(Records contained in a dataset)
** START **
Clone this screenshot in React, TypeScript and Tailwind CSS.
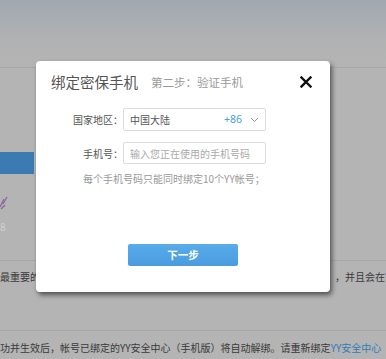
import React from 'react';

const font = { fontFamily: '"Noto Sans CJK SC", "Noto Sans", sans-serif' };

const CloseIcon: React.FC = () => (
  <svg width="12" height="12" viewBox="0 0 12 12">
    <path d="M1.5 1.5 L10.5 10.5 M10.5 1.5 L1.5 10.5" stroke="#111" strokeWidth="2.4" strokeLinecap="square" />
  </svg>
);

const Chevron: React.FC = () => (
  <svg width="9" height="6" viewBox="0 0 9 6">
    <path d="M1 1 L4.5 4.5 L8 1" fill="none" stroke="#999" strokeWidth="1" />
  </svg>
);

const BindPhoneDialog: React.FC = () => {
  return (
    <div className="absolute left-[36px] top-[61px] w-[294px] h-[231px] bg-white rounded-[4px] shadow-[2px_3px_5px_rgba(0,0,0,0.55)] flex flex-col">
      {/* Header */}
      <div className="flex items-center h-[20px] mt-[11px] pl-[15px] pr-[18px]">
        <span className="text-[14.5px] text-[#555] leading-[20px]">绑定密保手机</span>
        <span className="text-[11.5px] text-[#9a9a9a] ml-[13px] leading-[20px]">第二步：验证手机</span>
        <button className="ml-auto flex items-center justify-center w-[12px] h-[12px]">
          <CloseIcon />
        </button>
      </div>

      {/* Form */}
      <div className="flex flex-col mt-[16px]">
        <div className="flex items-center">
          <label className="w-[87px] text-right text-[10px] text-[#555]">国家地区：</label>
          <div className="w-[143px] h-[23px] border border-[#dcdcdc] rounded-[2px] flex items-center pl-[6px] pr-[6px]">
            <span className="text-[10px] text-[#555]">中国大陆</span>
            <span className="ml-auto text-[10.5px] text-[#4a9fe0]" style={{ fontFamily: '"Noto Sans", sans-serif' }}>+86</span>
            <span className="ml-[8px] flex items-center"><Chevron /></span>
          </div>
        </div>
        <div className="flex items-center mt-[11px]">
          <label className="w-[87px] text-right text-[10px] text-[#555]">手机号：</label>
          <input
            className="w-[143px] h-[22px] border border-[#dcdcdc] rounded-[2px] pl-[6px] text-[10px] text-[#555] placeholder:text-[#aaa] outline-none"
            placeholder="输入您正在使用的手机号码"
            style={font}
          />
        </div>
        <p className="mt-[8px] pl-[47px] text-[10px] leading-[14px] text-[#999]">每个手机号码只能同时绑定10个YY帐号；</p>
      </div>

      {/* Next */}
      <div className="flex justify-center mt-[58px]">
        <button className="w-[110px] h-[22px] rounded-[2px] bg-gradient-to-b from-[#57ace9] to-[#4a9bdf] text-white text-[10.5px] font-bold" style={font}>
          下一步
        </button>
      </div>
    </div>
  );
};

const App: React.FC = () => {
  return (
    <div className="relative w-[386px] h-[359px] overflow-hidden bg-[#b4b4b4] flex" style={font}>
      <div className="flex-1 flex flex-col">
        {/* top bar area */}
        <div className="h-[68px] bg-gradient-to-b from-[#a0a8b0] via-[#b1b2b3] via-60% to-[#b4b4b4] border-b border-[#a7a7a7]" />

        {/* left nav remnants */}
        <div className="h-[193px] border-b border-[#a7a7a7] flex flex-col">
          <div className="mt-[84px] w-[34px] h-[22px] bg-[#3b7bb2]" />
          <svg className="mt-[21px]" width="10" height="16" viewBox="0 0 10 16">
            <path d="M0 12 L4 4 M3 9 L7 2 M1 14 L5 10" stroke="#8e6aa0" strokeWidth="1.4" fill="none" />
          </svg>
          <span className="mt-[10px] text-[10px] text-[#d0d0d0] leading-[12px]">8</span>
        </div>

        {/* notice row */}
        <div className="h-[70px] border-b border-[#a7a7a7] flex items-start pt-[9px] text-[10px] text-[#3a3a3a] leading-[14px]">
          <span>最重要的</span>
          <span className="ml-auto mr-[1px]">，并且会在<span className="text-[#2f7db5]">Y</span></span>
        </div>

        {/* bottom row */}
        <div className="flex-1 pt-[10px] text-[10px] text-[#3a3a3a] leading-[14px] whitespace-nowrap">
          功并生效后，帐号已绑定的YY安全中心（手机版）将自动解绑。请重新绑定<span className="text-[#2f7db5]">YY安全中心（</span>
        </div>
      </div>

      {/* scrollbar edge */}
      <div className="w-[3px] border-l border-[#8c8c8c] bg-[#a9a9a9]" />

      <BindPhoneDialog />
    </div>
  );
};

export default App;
** END **
** START **
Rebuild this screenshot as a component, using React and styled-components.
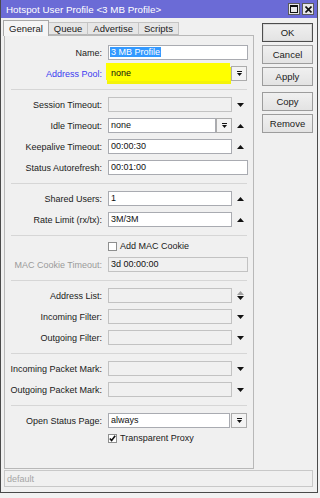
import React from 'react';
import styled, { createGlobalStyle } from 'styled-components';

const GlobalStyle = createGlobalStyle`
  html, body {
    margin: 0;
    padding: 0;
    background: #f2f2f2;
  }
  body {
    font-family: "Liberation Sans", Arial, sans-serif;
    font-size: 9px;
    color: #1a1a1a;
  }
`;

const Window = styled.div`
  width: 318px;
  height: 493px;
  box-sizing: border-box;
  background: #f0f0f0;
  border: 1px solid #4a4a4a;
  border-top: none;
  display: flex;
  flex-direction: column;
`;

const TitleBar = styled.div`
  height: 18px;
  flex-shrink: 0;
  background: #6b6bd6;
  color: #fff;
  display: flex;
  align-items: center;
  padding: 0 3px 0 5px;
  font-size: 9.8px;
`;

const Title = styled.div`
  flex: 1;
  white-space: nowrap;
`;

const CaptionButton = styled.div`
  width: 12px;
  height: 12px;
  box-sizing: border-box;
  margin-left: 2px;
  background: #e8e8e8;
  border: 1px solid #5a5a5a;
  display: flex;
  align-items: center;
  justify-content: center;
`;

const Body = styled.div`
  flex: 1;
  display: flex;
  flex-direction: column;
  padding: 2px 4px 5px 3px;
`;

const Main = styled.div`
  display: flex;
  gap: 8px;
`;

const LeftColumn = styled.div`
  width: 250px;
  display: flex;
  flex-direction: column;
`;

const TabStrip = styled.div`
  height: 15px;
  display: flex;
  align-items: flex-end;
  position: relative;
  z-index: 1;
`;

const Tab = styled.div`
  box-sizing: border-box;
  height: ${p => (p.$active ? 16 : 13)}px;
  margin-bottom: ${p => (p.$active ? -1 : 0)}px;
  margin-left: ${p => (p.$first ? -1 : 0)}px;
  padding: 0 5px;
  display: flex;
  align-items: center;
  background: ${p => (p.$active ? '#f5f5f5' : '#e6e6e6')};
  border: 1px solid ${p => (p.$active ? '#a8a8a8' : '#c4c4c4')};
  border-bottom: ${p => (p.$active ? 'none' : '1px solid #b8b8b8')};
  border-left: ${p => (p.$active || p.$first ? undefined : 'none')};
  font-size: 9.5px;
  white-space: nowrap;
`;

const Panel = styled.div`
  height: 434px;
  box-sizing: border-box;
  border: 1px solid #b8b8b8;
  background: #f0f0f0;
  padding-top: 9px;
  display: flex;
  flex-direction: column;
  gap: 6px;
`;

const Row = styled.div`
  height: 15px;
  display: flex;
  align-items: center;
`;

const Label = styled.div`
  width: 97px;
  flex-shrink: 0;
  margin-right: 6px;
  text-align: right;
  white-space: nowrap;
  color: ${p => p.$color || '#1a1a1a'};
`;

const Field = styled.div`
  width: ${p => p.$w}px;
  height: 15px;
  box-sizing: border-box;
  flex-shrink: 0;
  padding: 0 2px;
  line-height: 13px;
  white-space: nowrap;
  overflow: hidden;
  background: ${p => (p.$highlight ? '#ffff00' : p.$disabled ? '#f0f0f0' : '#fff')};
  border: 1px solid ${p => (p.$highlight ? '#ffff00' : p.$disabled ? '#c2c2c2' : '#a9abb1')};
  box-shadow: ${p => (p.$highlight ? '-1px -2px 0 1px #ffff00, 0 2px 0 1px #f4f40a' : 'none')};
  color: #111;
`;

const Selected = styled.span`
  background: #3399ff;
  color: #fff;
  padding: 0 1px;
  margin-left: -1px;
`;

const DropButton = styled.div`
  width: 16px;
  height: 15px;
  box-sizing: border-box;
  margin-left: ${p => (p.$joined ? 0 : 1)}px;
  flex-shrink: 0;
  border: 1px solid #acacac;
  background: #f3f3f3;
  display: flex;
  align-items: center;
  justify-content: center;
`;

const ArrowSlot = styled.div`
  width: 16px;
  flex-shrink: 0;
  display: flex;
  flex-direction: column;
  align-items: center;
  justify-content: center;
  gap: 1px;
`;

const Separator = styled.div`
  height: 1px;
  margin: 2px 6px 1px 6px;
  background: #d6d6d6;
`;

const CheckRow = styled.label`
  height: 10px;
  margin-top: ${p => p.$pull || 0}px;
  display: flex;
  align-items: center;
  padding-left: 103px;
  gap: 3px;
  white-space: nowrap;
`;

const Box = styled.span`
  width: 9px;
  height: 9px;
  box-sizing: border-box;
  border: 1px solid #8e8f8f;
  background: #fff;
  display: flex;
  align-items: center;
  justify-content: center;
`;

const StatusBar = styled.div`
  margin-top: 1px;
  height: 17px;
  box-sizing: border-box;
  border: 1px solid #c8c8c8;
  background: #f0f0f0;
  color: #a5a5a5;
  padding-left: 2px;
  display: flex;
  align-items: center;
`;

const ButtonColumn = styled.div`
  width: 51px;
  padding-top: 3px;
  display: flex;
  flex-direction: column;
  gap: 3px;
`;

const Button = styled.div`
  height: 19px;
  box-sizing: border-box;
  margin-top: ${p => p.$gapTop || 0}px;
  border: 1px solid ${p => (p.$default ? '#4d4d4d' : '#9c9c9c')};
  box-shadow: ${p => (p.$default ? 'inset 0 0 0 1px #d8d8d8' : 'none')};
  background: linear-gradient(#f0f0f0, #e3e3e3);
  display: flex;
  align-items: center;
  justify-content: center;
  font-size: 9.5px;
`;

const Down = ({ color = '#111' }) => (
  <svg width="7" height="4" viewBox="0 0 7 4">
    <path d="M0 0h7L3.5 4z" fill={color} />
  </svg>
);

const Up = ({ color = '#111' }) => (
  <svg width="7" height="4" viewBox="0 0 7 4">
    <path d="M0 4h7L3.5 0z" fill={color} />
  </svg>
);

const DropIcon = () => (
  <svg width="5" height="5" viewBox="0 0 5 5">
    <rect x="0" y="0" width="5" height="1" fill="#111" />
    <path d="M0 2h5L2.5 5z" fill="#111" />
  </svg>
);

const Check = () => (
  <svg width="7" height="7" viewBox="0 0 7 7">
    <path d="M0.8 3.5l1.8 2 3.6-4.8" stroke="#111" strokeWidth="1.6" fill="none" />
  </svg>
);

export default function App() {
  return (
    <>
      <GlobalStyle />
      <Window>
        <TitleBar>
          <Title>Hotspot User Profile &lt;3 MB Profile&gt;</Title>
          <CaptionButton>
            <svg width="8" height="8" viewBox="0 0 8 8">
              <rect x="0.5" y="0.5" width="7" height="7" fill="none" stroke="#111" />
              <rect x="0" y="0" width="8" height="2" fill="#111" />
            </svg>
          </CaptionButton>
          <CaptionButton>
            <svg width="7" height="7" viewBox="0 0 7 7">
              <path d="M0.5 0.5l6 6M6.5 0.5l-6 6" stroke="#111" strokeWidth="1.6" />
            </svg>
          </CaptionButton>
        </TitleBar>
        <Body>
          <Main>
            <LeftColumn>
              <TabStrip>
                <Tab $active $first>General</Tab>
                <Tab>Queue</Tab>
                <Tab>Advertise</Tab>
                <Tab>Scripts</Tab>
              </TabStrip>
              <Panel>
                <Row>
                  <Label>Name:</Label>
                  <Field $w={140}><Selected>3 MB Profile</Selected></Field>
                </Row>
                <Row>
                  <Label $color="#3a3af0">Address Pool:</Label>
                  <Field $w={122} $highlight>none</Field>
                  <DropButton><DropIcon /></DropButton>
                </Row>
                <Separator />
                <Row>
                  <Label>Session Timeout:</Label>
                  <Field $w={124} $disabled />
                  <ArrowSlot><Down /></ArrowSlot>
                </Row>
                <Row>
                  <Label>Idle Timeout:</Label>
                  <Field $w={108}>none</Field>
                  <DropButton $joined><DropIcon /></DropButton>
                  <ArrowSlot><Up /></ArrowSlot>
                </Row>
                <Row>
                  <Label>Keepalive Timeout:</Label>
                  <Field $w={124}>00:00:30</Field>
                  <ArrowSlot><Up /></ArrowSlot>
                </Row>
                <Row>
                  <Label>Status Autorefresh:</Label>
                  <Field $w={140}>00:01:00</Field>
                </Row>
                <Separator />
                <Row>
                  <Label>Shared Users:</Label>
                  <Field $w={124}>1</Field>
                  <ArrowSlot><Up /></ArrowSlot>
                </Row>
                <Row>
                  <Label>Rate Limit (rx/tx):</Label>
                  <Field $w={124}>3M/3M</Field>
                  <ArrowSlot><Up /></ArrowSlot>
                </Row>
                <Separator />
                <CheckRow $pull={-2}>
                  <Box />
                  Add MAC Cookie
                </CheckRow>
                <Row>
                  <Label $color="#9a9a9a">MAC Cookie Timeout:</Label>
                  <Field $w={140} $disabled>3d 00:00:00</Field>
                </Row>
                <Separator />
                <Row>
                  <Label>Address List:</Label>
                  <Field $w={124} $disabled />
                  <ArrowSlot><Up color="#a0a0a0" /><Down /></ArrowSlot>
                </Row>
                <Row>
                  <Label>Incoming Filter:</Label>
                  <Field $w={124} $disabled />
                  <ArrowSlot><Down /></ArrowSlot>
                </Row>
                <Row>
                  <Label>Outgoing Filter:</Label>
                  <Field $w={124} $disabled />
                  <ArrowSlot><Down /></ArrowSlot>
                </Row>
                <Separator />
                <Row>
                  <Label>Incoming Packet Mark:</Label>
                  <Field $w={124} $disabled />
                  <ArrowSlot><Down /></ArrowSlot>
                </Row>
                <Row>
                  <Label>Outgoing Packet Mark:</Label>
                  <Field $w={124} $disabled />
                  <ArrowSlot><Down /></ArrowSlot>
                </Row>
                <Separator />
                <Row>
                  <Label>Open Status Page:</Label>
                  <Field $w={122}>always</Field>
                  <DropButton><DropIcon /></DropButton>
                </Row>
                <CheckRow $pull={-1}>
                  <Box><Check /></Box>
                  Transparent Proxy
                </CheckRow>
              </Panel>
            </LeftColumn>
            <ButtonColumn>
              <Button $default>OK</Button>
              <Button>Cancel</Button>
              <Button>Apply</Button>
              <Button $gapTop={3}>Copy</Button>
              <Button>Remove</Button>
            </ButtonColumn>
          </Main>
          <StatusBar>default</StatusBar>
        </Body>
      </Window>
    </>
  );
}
** END **
** START **
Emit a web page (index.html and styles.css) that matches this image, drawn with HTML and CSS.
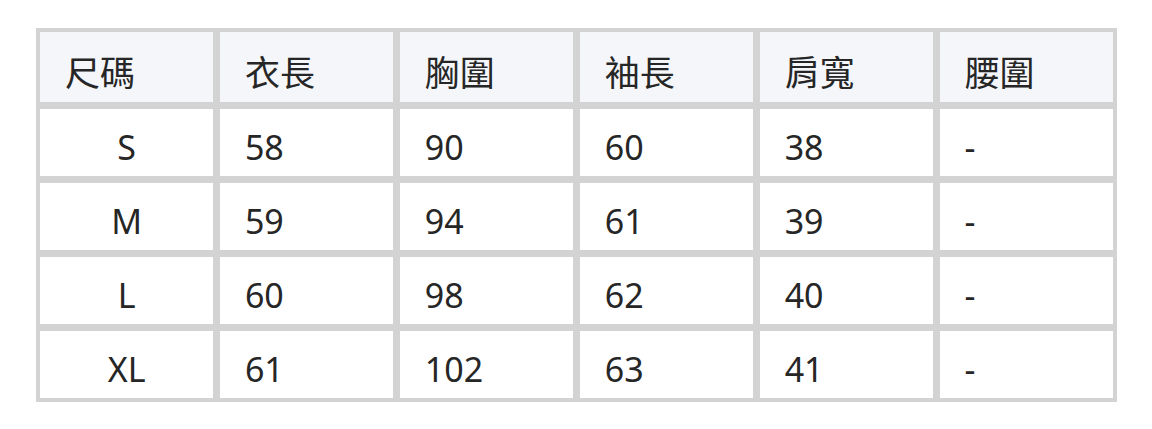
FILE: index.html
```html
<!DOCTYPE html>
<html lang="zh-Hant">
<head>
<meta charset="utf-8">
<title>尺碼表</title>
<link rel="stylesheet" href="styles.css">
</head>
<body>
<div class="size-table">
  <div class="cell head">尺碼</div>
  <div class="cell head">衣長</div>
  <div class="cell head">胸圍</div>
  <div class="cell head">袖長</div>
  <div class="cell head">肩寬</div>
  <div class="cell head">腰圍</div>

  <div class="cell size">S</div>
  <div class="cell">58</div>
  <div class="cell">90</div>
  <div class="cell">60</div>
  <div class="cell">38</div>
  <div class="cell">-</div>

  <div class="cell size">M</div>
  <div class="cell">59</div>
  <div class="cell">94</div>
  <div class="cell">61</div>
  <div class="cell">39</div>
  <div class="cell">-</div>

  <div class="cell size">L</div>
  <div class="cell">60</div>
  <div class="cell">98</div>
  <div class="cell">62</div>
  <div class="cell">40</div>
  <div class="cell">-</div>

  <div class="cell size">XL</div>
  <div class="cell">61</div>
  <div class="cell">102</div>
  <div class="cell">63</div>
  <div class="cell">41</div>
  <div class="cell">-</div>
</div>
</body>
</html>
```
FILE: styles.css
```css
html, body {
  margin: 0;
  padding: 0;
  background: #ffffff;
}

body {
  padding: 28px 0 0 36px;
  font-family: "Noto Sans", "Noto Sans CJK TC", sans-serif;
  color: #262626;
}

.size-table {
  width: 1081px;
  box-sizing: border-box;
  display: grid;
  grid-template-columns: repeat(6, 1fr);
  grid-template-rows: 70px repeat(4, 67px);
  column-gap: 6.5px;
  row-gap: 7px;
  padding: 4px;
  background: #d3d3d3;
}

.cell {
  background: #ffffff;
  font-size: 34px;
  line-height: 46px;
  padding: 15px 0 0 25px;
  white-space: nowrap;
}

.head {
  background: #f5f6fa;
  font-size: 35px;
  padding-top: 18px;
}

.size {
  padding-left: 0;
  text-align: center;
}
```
** END **
▶ _To do_
Give the count of lines that hold the word "screenshot", with nothing added.

▶ _Correct answer_
2